O número de mágica dos burocratas da União Européia contou, mais uma vez, com a eficaz assistência das autoridades brasileiras. Os europeus sabem o que fazem. Descobriram, já há muito tempo, que sempre podem confiar na soma de incompetência, ignorância e preguiça em vigor na máquina pública do Brasil para atingir seus objetivos. Combinam regras que, por experiência, sabem perfeitamente que as autoridades brasileiras não vão cumprir; a partir daí é esperar o abraço. No caso, a UE quer que o Brasil garanta a origem saudável de cada cabeça abatida, uma exigência lógica e cujo atendimento é inteiramente viável. Quer, também, que toda a carne exportada para a Europa venha de um total de 300 fazendas, nem uma a mais -- aparentemente, julga que essa é a capacidade máxima do Brasil em termos de oferta de qualidade ou, em todo caso, o máximo de propriedades que tem condições de fiscalizar. Aconteceu o previsto. Vencido o prazo para atender essas condições, enviou-se aos europeus uma lista com um número quase dez vezes maior de fazendas, em relação às quais ninguém põe a mão no fogo. Uma delas não tinha sequer o CPF dos donos -- ou seja, a rigor não se sabe de quem a fazenda é. Em resposta, veio a sanção.
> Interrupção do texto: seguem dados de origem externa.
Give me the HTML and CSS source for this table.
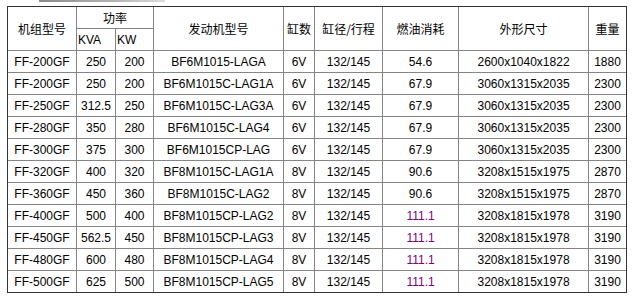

O próprio ministro da Agricultura, por sinal, disse alguns dias depois que o Brasil tinha exportado carne fora das normas de controle.
Eventualmente, com o tempo, o veto às exportações de carne será levantado e o Brasil voltará a vender no mercado europeu. Enquanto isso não acontece, o que fica é uma versão oposta aos fatos. A produção brasileira de carne, que nos últimos anos viveu um espetacular avanço tecnológico, ganha a imagem de primitiva, ordinária e perigosa para a saúde. O protecionismo da UE vira um gesto de defesa do consumidor. Quanto ao governo, é a história de sempre. Na hora de fazer discurso sobre relações externas, sobram apelos à "mudança de eixos", à "multipolaridade" e a outras idéias destinadas a mudar o mundo. Na hora de defender interesses concretos do país, fica faltando o CPF.